## Required work
Print out each entry below exactly, please.

Records with interface code:
>> begin
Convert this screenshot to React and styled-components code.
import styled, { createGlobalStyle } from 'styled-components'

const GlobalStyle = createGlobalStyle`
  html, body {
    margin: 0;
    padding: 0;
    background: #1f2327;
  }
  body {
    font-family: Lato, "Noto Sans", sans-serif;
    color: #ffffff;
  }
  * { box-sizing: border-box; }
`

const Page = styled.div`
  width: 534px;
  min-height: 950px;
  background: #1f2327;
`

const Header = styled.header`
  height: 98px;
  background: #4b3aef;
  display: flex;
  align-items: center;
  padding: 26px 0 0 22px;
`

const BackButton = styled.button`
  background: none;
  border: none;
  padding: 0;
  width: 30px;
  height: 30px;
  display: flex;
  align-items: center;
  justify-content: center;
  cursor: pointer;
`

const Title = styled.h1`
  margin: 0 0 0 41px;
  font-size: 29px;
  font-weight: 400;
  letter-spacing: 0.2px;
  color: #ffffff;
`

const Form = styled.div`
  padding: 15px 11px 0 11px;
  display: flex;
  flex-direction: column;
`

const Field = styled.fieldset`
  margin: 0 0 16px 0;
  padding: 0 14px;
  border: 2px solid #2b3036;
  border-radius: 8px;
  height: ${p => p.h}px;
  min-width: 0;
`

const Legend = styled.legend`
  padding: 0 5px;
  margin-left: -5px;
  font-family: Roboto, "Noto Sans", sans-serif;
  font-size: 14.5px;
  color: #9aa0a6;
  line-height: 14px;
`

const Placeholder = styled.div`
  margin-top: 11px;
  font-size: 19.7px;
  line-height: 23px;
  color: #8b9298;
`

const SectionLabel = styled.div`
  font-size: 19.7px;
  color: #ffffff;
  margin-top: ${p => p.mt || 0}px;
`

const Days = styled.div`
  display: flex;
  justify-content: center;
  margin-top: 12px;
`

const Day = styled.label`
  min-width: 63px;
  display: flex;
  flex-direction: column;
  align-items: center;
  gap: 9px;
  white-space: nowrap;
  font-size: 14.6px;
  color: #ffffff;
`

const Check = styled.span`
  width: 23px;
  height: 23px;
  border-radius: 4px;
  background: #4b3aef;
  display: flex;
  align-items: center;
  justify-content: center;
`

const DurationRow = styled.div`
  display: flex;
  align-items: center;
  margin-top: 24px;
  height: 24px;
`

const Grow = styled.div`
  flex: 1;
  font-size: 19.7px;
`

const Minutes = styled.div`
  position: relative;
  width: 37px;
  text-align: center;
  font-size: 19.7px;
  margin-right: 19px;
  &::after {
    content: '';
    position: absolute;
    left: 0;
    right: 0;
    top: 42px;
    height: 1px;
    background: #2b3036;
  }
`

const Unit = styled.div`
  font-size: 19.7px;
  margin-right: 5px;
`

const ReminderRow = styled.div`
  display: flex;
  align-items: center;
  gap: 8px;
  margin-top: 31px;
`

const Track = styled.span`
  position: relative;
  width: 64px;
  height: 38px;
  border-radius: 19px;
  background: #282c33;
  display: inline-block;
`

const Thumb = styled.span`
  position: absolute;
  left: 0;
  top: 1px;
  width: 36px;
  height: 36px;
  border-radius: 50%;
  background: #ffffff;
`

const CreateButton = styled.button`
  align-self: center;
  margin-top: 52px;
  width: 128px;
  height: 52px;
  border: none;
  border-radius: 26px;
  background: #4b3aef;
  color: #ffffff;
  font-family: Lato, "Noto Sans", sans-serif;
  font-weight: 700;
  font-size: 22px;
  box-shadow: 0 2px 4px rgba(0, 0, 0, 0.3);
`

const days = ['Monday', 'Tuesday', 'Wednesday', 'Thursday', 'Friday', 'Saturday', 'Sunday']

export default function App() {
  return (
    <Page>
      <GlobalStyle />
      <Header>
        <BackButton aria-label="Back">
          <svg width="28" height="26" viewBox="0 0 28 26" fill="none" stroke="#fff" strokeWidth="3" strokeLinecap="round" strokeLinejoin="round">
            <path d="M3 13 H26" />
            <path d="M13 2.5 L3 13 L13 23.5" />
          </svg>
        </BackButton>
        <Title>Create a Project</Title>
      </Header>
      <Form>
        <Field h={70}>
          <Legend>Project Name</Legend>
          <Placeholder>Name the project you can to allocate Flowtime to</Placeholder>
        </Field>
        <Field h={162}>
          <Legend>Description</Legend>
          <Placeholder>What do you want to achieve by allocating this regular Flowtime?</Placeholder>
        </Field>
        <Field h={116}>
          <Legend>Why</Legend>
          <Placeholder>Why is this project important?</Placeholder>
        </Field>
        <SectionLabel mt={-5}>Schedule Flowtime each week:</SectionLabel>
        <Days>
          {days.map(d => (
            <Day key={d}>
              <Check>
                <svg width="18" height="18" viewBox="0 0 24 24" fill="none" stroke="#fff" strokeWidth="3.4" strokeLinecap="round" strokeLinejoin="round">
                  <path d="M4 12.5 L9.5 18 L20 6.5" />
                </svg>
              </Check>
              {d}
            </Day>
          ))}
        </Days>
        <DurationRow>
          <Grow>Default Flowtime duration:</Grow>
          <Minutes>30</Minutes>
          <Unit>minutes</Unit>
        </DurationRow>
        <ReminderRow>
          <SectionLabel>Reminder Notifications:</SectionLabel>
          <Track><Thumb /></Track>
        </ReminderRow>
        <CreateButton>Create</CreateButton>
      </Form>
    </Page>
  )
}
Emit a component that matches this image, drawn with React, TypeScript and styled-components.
>> end
## Written answer
Convert this screenshot to React and styled-components code.
import styled, { createGlobalStyle } from 'styled-components'

const GlobalStyle = createGlobalStyle`
  html, body {
    margin: 0;
    padding: 0;
    background: #1f2327;
  }
  body {
    font-family: Lato, "Noto Sans", sans-serif;
    color: #ffffff;
  }
  * { box-sizing: border-box; }
`

const Page = styled.div`
  width: 534px;
  min-height: 950px;
  background: #1f2327;
`

const Header = styled.header`
  height: 98px;
  background: #4b3aef;
  display: flex;
  align-items: center;
  padding: 26px 0 0 22px;
`

const BackButton = styled.button`
  background: none;
  border: none;
  padding: 0;
  width: 30px;
  height: 30px;
  display: flex;
  align-items: center;
  justify-content: center;
  cursor: pointer;
`

const Title = styled.h1`
  margin: 0 0 0 41px;
  font-size: 29px;
  font-weight: 400;
  letter-spacing: 0.2px;
  color: #ffffff;
`

const Form = styled.div`
  padding: 15px 11px 0 11px;
  display: flex;
  flex-direction: column;
`

const Field = styled.fieldset`
  margin: 0 0 16px 0;
  padding: 0 14px;
  border: 2px solid #2b3036;
  border-radius: 8px;
  height: ${p => p.h}px;
  min-width: 0;
`

const Legend = styled.legend`
  padding: 0 5px;
  margin-left: -5px;
  font-family: Roboto, "Noto Sans", sans-serif;
  font-size: 14.5px;
  color: #9aa0a6;
  line-height: 14px;
`

const Placeholder = styled.div`
  margin-top: 11px;
  font-size: 19.7px;
  line-height: 23px;
  color: #8b9298;
`

const SectionLabel = styled.div`
  font-size: 19.7px;
  color: #ffffff;
  margin-top: ${p => p.mt || 0}px;
`

const Days = styled.div`
  display: flex;
  justify-content: center;
  margin-top: 12px;
`

const Day = styled.label`
  min-width: 63px;
  display: flex;
  flex-direction: column;
  align-items: center;
  gap: 9px;
  white-space: nowrap;
  font-size: 14.6px;
  color: #ffffff;
`

const Check = styled.span`
  width: 23px;
  height: 23px;
  border-radius: 4px;
  background: #4b3aef;
  display: flex;
  align-items: center;
  justify-content: center;
`

const DurationRow = styled.div`
  display: flex;
  align-items: center;
  margin-top: 24px;
  height: 24px;
`

const Grow = styled.div`
  flex: 1;
  font-size: 19.7px;
`

const Minutes = styled.div`
  position: relative;
  width: 37px;
  text-align: center;
  font-size: 19.7px;
  margin-right: 19px;
  &::after {
    content: '';
    position: absolute;
    left: 0;
    right: 0;
    top: 42px;
    height: 1px;
    background: #2b3036;
  }
`

const Unit = styled.div`
  font-size: 19.7px;
  margin-right: 5px;
`

const ReminderRow = styled.div`
  display: flex;
  align-items: center;
  gap: 8px;
  margin-top: 31px;
`

const Track = styled.span`
  position: relative;
  width: 64px;
  height: 38px;
  border-radius: 19px;
  background: #282c33;
  display: inline-block;
`

const Thumb = styled.span`
  position: absolute;
  left: 0;
  top: 1px;
  width: 36px;
  height: 36px;
  border-radius: 50%;
  background: #ffffff;
`

const CreateButton = styled.button`
  align-self: center;
  margin-top: 52px;
  width: 128px;
  height: 52px;
  border: none;
  border-radius: 26px;
  background: #4b3aef;
  color: #ffffff;
  font-family: Lato, "Noto Sans", sans-serif;
  font-weight: 700;
  font-size: 22px;
  box-shadow: 0 2px 4px rgba(0, 0, 0, 0.3);
`

const days = ['Monday', 'Tuesday', 'Wednesday', 'Thursday', 'Friday', 'Saturday', 'Sunday']

export default function App() {
  return (
    <Page>
      <GlobalStyle />
      <Header>
        <BackButton aria-label="Back">
          <svg width="28" height="26" viewBox="0 0 28 26" fill="none" stroke="#fff" strokeWidth="3" strokeLinecap="round" strokeLinejoin="round">
            <path d="M3 13 H26" />
            <path d="M13 2.5 L3 13 L13 23.5" />
          </svg>
        </BackButton>
        <Title>Create a Project</Title>
      </Header>
      <Form>
        <Field h={70}>
          <Legend>Project Name</Legend>
          <Placeholder>Name the project you can to allocate Flowtime to</Placeholder>
        </Field>
        <Field h={162}>
          <Legend>Description</Legend>
          <Placeholder>What do you want to achieve by allocating this regular Flowtime?</Placeholder>
        </Field>
        <Field h={116}>
          <Legend>Why</Legend>
          <Placeholder>Why is this project important?</Placeholder>
        </Field>
        <SectionLabel mt={-5}>Schedule Flowtime each week:</SectionLabel>
        <Days>
          {days.map(d => (
            <Day key={d}>
              <Check>
                <svg width="18" height="18" viewBox="0 0 24 24" fill="none" stroke="#fff" strokeWidth="3.4" strokeLinecap="round" strokeLinejoin="round">
                  <path d="M4 12.5 L9.5 18 L20 6.5" />
                </svg>
              </Check>
              {d}
            </Day>
          ))}
        </Days>
        <DurationRow>
          <Grow>Default Flowtime duration:</Grow>
          <Minutes>30</Minutes>
          <Unit>minutes</Unit>
        </DurationRow>
        <ReminderRow>
          <SectionLabel>Reminder Notifications:</SectionLabel>
          <Track><Thumb /></Track>
        </ReminderRow>
        <CreateButton>Create</CreateButton>
      </Form>
    </Page>
  )
}
Emit a component that matches this image, drawn with React, TypeScript and styled-components.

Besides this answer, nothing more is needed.